### Work required
Gather up all lines that carry the word "table".

________

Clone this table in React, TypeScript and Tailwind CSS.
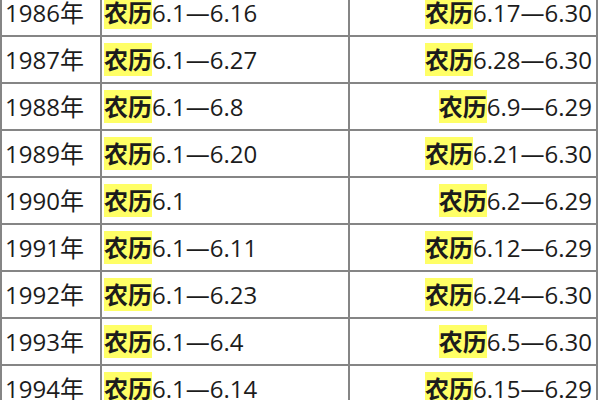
const ROWS: { year: string; a: string; b: string }[] = [
  { year: '1986', a: '6.1—6.16', b: '6.17—6.30' },
  { year: '1987', a: '6.1—6.27', b: '6.28—6.30' },
  { year: '1988', a: '6.1—6.8', b: '6.9—6.29' },
  { year: '1989', a: '6.1—6.20', b: '6.21—6.30' },
  { year: '1990', a: '6.1', b: '6.2—6.29' },
  { year: '1991', a: '6.1—6.11', b: '6.12—6.29' },
  { year: '1992', a: '6.1—6.23', b: '6.24—6.30' },
  { year: '1993', a: '6.1—6.4', b: '6.5—6.30' },
  { year: '1994', a: '6.1—6.14', b: '6.15—6.29' },
]

function Lunar({ range }: { range: string }) {
  return (
    <>
      <span className="bg-[#ffff66] font-bold">农历</span>
      {range}
    </>
  )
}

export default function App() {
  return (
    <div className="w-[600px] h-[400px] overflow-hidden bg-white">
      <table
        className="-mt-[12px] w-[598px] table-fixed border-collapse text-[24px] text-[#1c1c1c]"
        style={{ fontFamily: '"Open Sans", "Noto Sans CJK SC", sans-serif' }}
      >
        <colgroup>
          <col className="w-[100px]" />
          <col className="w-[248px]" />
          <col className="w-[248px]" />
        </colgroup>
        <tbody>
          {ROWS.map(r => (
            <tr key={r.year} className="h-[47px]">
              <td className="border-2 border-[#858585] pl-[3px] whitespace-nowrap">{r.year}年</td>
              <td className="border-2 border-[#858585] pl-[2px] whitespace-nowrap">
                <Lunar range={r.a} />
              </td>
              <td className="border-2 border-[#858585] pr-[4px] text-right whitespace-nowrap">
                <Lunar range={r.b} />
              </td>
            </tr>
          ))}
        </tbody>
      </table>
    </div>
  )
}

________

### Output for this task
Clone this table in React, TypeScript and Tailwind CSS.
      <table
        className="-mt-[12px] w-[598px] table-fixed border-collapse text-[24px] text-[#1c1c1c]"
      </table>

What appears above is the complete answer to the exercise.